# Work to be completed:
Output each entry that follows exactly. Images stay out.

###

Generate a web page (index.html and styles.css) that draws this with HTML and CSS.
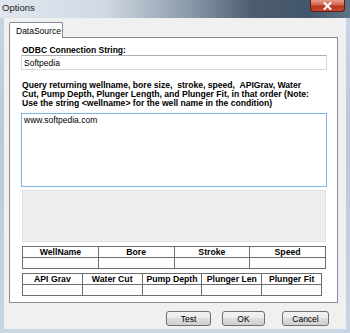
FILE: index.html
```html
<html lang="en">
  <head>
    <title>Options</title>
    <meta charset="utf-8">
    <link rel="stylesheet" href="styles.css">
  </head>
  <body>
    <div class="window">
      <div class="titlebar">
        <span class="title">Options</span>
        <span class="close">
          <svg width="9" height="8" viewBox="0 0 9 8"><path d="M1.5 1 L7.5 7 M7.5 1 L1.5 7" stroke="#fff" stroke-width="2" stroke-linecap="square"/></svg>
        </span>
      </div>
      <div class="client">
        <div class="tabs"><span class="tab">DataSource</span></div>
        <div class="page">
          <label class="lbl">ODBC Connection String:</label>
          <input class="field" type="text" value="Softpedia">
          <p class="lbl query">Query returning wellname, bore size,&nbsp; stroke, speed,&nbsp; APIGrav, Water<br>Cut, Pump Depth, Plunger Length, and Plunger Fit, in that order (Note:<br>Use the string &lt;wellname&gt; for the well name in the condition)</p>
          <textarea class="sql">www.softpedia.com</textarea>
          <div class="grid"></div>
          <table class="cols cols4">
            <tr><th>WellName</th><th>Bore</th><th>Stroke</th><th>Speed</th></tr>
            <tr><td></td><td></td><td></td><td></td></tr>
          </table>
          <table class="cols cols5">
            <tr><th>API Grav</th><th>Water Cut</th><th>Pump Depth</th><th>Plunger Len</th><th>Plunger Fit</th></tr>
            <tr><td></td><td></td><td></td><td></td><td></td></tr>
          </table>
        </div>
        <div class="buttons">
          <button class="btn btn-test">Test</button>
          <button class="btn btn-ok">OK</button>
          <button class="btn btn-cancel">Cancel</button>
        </div>
      </div>
    </div>
  </body>
</html>
```
FILE: styles.css
```css
* { box-sizing: border-box; }
body {
	margin: 0;
	width: 350px;
	height: 333px;
	overflow: hidden;
	font-family: "Liberation Sans", Arial, sans-serif;
	background: linear-gradient(to bottom, #c9d6e4, #b9c9da 40%, #c8d5e2);
}
.window { display: flex; flex-direction: column; height: 333px; }
.titlebar {
	height: 18px;
	display: flex;
	align-items: flex-start;
	justify-content: space-between;
	background: linear-gradient(to right, #dfe6ee 0%, #d0d9e3 30%, #8897a8 55%, #4d5d6f 72%, #43566b 88%, #5e7387 100%);
}
.title { font-size: 9.5px; line-height: 11px; color: #1b1b1b; padding: 2px 0 0 2px; }
.close {
	width: 35px;
	height: 12px;
	margin-right: 5px;
	border: 1px solid #5b1e12;
	border-top: none;
	border-radius: 0 0 4px 4px;
	background: linear-gradient(#e59c88, #d0634b 45%, #b8341d 55%, #c94a2f);
	display: flex;
	align-items: center;
	justify-content: center;
}
.client {
	flex: 1;
	margin: 0 4px 4px;
	background: #f0f0f0;
	padding: 4px 8px 0 5px;
	display: flex;
	flex-direction: column;
}
.tabs { display: flex; height: 15px; }
.tab {
	position: relative;
	z-index: 1;
	width: 54px;
	height: 16px;
	padding: 3px 0 0 6px;
	font-size: 8.5px;
	line-height: 10px;
	color: #000;
	background: #fff;
	border: 1px solid #898c95;
	border-bottom: none;
	border-radius: 2px 2px 0 0;
}
.page {
	height: 266px;
	border: 1px solid #898c95;
	background: #fff;
	padding: 7px 10px 0 12px;
	display: flex;
	flex-direction: column;
}
.lbl { font-size: 8.5px; font-weight: bold; line-height: 10px; color: #000; }
.field {
	height: 15px;
	margin: 0 0 0 -1px;
	width: 306px;
	border: 1px solid #d5d8de;
	border-top-color: #abadb3;
	padding: 0 0 0 2px;
	font-family: "Liberation Sans", Arial, sans-serif;
	font-size: 8.5px;
	color: #000;
}
.query { margin: 11px 0 0; line-height: 9px; font-size: 8.6px; }
.sql {
	height: 74px;
	width: 306px;
	margin: 5px 0 0 -1px;
	border: 1px solid #7eb4ea;
	padding: 1px 2px;
	font-family: "Liberation Sans", Arial, sans-serif;
	font-size: 8.5px;
	line-height: 10px;
	resize: none;
	overflow: hidden;
}
.grid { height: 52px; width: 304px; margin-top: 3px; background: #efefef; border: 1px solid #e2e2e2; }
.cols { border-collapse: collapse; margin-top: 4px; table-layout: fixed; }
.cols4 { width: 304px; }
.cols5 { width: 300px; }
.cols th, .cols td {
	border: 1px solid #6e6e6e;
	height: 11px;
	padding: 0;
	font-size: 8.7px;
	line-height: 10px;
	text-align: center;
	background: #fff;
}
.buttons { display: flex; justify-content: flex-end; margin: 8px 9px 0 0; }
.btn {
	height: 15px;
	padding: 0;
	border: 1px solid #707070;
	border-radius: 3px;
	background: linear-gradient(#f2f2f2, #ebebeb 50%, #dddddd 50%, #cfcfcf);
	font-family: "Liberation Sans", Arial, sans-serif;
	font-size: 8.5px;
	color: #000;
}
.btn-test { width: 45px; }
.btn-ok { width: 43px; margin-left: 11px; }
.btn-cancel { width: 47px; margin-left: 17px; }
```
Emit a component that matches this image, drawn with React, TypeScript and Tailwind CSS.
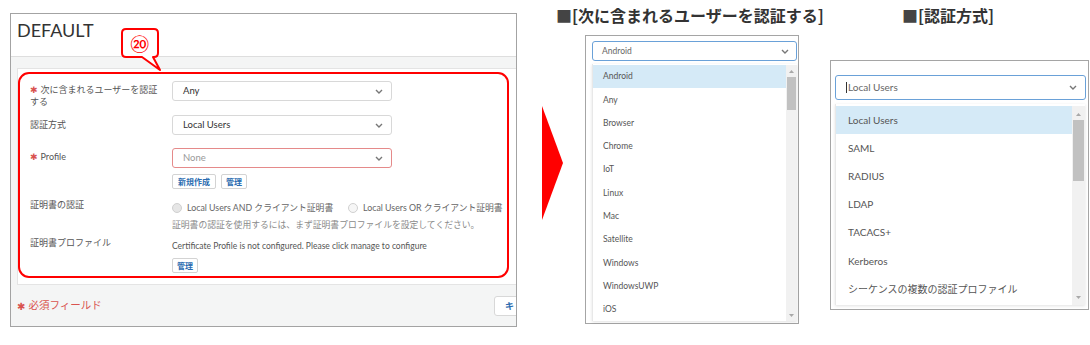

###

# Output for this exercise:
Generate a web page (index.html and styles.css) that draws this with HTML and CSS.
FILE: index.html
```html
<html lang="en">
  <head>
    <title>Options</title>
    <meta charset="utf-8">
    <link rel="stylesheet" href="styles.css">
  </head>
  <body>
    <div class="window">
      <div class="titlebar">
        <span class="title">Options</span>
        <span class="close">
          <svg width="9" height="8" viewBox="0 0 9 8"><path d="M1.5 1 L7.5 7 M7.5 1 L1.5 7" stroke="#fff" stroke-width="2" stroke-linecap="square"/></svg>
        </span>
      </div>
      <div class="client">
        <div class="tabs"><span class="tab">DataSource</span></div>
        <div class="page">
          <label class="lbl">ODBC Connection String:</label>
          <input class="field" type="text" value="Softpedia">
          <p class="lbl query">Query returning wellname, bore size,&nbsp; stroke, speed,&nbsp; APIGrav, Water<br>Cut, Pump Depth, Plunger Length, and Plunger Fit, in that order (Note:<br>Use the string &lt;wellname&gt; for the well name in the condition)</p>
          <textarea class="sql">www.softpedia.com</textarea>
          <div class="grid"></div>
          <table class="cols cols4">
            <tr><th>WellName</th><th>Bore</th><th>Stroke</th><th>Speed</th></tr>
            <tr><td></td><td></td><td></td><td></td></tr>
          </table>
          <table class="cols cols5">
            <tr><th>API Grav</th><th>Water Cut</th><th>Pump Depth</th><th>Plunger Len</th><th>Plunger Fit</th></tr>
            <tr><td></td><td></td><td></td><td></td><td></td></tr>
          </table>
        </div>
        <div class="buttons">
          <button class="btn btn-test">Test</button>
          <button class="btn btn-ok">OK</button>
          <button class="btn btn-cancel">Cancel</button>
        </div>
      </div>
    </div>
  </body>
</html>
```
FILE: styles.css
```css
* { box-sizing: border-box; }
body {
	margin: 0;
	width: 350px;
	height: 333px;
	overflow: hidden;
	font-family: "Liberation Sans", Arial, sans-serif;
	background: linear-gradient(to bottom, #c9d6e4, #b9c9da 40%, #c8d5e2);
}
.window { display: flex; flex-direction: column; height: 333px; }
.titlebar {
	height: 18px;
	display: flex;
	align-items: flex-start;
	justify-content: space-between;
	background: linear-gradient(to right, #dfe6ee 0%, #d0d9e3 30%, #8897a8 55%, #4d5d6f 72%, #43566b 88%, #5e7387 100%);
}
.title { font-size: 9.5px; line-height: 11px; color: #1b1b1b; padding: 2px 0 0 2px; }
.close {
	width: 35px;
	height: 12px;
	margin-right: 5px;
	border: 1px solid #5b1e12;
	border-top: none;
	border-radius: 0 0 4px 4px;
	background: linear-gradient(#e59c88, #d0634b 45%, #b8341d 55%, #c94a2f);
	display: flex;
	align-items: center;
	justify-content: center;
}
.client {
	flex: 1;
	margin: 0 4px 4px;
	background: #f0f0f0;
	padding: 4px 8px 0 5px;
	display: flex;
	flex-direction: column;
}
.tabs { display: flex; height: 15px; }
.tab {
	position: relative;
	z-index: 1;
	width: 54px;
	height: 16px;
	padding: 3px 0 0 6px;
	font-size: 8.5px;
	line-height: 10px;
	color: #000;
	background: #fff;
	border: 1px solid #898c95;
	border-bottom: none;
	border-radius: 2px 2px 0 0;
}
.page {
	height: 266px;
	border: 1px solid #898c95;
	background: #fff;
	padding: 7px 10px 0 12px;
	display: flex;
	flex-direction: column;
}
.lbl { font-size: 8.5px; font-weight: bold; line-height: 10px; color: #000; }
.field {
	height: 15px;
	margin: 0 0 0 -1px;
	width: 306px;
	border: 1px solid #d5d8de;
	border-top-color: #abadb3;
	padding: 0 0 0 2px;
	font-family: "Liberation Sans", Arial, sans-serif;
	font-size: 8.5px;
	color: #000;
}
.query { margin: 11px 0 0; line-height: 9px; font-size: 8.6px; }
.sql {
	height: 74px;
	width: 306px;
	margin: 5px 0 0 -1px;
	border: 1px solid #7eb4ea;
	padding: 1px 2px;
	font-family: "Liberation Sans", Arial, sans-serif;
	font-size: 8.5px;
	line-height: 10px;
	resize: none;
	overflow: hidden;
}
.grid { height: 52px; width: 304px; margin-top: 3px; background: #efefef; border: 1px solid #e2e2e2; }
.cols { border-collapse: collapse; margin-top: 4px; table-layout: fixed; }
.cols4 { width: 304px; }
.cols5 { width: 300px; }
.cols th, .cols td {
	border: 1px solid #6e6e6e;
	height: 11px;
	padding: 0;
	font-size: 8.7px;
	line-height: 10px;
	text-align: center;
	background: #fff;
}
.buttons { display: flex; justify-content: flex-end; margin: 8px 9px 0 0; }
.btn {
	height: 15px;
	padding: 0;
	border: 1px solid #707070;
	border-radius: 3px;
	background: linear-gradient(#f2f2f2, #ebebeb 50%, #dddddd 50%, #cfcfcf);
	font-family: "Liberation Sans", Arial, sans-serif;
	font-size: 8.5px;
	color: #000;
}
.btn-test { width: 45px; }
.btn-ok { width: 43px; margin-left: 11px; }
.btn-cancel { width: 47px; margin-left: 17px; }
```
Emit a component that matches this image, drawn with React, TypeScript and Tailwind CSS.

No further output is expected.